ナノサイエンス分野のシミュレーションソフト実証へ大規模並列計算を開始
:筑波大学/分子科学研究所

 筑波大学と自然科学研究機構分子科学研究所は8月27日、ナノレベルで起きる現象や物質の特性を解明するために開発中のシミュレーションソフトの実証に向けて、筑波大学計算科学研究センターのスーパーコンピューター「T2K」を用いた国内最大級の大規模高並列計算を開始したと発表した。
 シミュレーションソフトは、文部科学省次世代スーパーコンピューター開発プロジェクトの一環として開発しているもので、新しい触媒や創薬、分子エレクトロニクス素子など次世代ナノ材料の設計に役立つと期待されている。

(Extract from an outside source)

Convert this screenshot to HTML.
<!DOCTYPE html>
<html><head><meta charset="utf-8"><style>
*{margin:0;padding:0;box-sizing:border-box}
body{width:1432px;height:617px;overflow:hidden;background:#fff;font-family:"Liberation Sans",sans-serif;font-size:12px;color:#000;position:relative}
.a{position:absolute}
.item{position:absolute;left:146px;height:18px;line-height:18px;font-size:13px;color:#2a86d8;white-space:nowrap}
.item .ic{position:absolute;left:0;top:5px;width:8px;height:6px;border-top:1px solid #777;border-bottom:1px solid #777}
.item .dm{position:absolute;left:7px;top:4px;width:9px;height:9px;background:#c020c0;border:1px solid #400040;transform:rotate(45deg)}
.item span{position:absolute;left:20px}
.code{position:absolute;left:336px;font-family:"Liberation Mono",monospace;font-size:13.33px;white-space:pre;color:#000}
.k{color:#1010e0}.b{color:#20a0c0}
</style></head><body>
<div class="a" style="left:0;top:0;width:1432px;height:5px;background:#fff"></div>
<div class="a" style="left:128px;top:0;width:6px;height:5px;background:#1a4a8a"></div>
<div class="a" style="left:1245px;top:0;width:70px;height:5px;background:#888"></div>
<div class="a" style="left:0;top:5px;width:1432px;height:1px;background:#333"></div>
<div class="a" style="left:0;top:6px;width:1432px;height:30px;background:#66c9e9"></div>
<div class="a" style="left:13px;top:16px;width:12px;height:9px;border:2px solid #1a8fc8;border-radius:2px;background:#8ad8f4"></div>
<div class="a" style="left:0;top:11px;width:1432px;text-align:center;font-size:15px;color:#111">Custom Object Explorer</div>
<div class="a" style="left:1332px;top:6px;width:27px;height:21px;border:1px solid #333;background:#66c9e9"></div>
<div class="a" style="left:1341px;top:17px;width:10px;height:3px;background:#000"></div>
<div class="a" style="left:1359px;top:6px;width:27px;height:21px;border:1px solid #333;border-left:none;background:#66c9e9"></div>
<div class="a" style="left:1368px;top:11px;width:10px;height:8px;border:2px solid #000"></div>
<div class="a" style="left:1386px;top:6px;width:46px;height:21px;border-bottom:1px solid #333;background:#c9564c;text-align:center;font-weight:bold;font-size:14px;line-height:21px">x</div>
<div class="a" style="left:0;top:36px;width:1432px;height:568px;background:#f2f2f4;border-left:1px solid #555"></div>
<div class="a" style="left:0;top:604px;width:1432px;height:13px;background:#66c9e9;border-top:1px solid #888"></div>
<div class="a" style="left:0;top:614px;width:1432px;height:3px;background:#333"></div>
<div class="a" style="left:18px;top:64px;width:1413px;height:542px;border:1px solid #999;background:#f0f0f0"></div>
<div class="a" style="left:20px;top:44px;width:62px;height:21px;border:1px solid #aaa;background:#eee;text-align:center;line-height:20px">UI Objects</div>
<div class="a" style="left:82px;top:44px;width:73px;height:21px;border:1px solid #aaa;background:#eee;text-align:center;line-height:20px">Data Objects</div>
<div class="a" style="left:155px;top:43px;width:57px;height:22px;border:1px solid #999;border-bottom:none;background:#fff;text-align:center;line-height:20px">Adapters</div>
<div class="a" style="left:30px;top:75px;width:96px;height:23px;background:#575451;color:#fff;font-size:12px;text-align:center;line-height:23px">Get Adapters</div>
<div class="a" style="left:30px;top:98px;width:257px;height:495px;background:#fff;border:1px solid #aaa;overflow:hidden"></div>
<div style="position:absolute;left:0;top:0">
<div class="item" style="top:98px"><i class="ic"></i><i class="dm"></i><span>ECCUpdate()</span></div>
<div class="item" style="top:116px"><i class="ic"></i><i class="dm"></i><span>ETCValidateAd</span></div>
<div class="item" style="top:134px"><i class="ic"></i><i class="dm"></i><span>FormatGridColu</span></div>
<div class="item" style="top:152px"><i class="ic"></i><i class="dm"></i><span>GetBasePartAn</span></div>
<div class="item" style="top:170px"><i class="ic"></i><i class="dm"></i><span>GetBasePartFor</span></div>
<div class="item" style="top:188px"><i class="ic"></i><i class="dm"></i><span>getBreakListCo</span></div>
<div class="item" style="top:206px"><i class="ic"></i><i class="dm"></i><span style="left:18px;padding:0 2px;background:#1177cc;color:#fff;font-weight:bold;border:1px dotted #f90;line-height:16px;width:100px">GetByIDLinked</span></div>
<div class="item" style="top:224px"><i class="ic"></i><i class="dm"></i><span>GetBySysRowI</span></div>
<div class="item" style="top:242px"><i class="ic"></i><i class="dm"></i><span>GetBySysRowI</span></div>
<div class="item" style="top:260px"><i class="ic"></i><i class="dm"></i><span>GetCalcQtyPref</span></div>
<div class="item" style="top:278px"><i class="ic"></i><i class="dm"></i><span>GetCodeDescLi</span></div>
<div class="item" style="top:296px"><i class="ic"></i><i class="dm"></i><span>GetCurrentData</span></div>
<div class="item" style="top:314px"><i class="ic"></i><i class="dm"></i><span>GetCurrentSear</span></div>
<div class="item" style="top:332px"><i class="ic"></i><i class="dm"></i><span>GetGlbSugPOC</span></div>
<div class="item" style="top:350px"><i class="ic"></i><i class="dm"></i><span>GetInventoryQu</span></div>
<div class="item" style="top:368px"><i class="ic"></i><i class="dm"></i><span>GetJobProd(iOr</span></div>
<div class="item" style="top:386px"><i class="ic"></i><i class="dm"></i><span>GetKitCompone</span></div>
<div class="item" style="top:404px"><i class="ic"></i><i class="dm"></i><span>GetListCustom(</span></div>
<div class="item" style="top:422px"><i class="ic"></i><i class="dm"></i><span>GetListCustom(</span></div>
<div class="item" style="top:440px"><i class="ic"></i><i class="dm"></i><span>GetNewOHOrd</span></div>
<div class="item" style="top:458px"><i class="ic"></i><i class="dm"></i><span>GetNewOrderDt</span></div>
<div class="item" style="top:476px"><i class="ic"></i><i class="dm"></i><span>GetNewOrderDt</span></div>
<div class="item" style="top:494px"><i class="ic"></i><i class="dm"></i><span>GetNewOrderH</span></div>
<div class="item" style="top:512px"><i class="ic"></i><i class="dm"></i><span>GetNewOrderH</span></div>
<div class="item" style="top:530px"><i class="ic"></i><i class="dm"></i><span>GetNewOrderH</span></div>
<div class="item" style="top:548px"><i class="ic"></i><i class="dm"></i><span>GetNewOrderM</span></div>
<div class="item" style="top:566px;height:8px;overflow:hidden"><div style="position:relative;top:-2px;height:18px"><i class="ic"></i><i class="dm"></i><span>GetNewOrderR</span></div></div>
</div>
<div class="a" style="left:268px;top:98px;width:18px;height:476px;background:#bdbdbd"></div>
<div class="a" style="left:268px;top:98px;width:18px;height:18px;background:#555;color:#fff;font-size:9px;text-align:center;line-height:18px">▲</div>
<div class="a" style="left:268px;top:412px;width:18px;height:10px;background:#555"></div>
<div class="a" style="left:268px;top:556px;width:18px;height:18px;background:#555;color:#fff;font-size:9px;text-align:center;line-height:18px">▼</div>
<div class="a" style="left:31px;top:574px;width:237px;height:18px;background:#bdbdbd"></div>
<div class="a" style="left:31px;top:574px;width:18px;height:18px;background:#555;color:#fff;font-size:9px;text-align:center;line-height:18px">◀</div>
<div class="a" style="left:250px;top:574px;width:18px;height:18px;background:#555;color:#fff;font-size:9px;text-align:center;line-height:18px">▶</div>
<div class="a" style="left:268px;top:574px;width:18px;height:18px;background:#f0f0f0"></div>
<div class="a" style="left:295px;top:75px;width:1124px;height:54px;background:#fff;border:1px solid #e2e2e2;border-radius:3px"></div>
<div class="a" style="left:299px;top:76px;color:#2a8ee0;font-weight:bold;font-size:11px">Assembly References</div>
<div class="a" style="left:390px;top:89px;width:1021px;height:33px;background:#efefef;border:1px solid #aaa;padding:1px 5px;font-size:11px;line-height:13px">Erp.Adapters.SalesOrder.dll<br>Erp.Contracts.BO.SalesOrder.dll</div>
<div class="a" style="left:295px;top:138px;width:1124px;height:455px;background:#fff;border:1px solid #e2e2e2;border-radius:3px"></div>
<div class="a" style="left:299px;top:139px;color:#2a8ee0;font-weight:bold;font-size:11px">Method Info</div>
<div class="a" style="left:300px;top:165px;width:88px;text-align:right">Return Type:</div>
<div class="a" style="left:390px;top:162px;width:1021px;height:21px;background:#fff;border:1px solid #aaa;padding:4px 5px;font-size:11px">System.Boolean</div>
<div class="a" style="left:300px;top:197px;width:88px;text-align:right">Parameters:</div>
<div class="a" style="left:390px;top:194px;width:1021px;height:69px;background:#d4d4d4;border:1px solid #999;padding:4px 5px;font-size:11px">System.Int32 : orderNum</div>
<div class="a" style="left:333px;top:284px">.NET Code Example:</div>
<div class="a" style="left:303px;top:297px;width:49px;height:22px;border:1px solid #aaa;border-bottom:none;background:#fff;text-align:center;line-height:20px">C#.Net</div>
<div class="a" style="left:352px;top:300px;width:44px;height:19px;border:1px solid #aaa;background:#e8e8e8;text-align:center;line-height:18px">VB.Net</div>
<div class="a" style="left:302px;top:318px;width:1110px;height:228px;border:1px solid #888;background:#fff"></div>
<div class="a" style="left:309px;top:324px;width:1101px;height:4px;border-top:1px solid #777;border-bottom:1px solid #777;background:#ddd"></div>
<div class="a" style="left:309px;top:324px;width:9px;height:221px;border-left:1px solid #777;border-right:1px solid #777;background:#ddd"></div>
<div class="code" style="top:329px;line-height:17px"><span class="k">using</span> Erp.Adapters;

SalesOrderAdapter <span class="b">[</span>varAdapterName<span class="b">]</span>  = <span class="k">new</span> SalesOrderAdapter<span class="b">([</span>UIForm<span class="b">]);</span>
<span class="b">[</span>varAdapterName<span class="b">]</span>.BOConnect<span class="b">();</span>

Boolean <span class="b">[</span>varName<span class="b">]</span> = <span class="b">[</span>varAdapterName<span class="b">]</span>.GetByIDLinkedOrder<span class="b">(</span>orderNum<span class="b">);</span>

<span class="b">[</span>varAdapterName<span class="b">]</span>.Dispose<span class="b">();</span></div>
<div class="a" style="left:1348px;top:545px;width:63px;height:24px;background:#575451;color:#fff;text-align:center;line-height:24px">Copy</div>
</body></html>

 今回の計算は、次世代スーパーコンピューター開発プロジェクト「革新的ハイパフォーマンス・コンピューティング・インフラ(HPCI)の構築」の一環で開発している「次世代ナノ統合シミュレーションソフトウエア」を実証するための準備研究。同じプロジェクトで開発中の次世代スパコン「京(けい)」が完成すれば、この研究成果をもとにソフトの本格的な実証研究を進める。
 次世代ナノ統合シミュレーションソフトは、原子や分子、電子のナノレベルでの振る舞いを分子軌道法や固体電子論、分子動力学などに基づいて計算するソフトウエア群の総称。分子科学研究所を中心にした研究チームは、次世代ナノ情報機能材料、次世代ナノ生体材料などナノサイエンス分野における計算科学による3つの課題への挑戦を掲げており、その実現のために「京」の上でこのソフトの駆動を確認する狙いだ。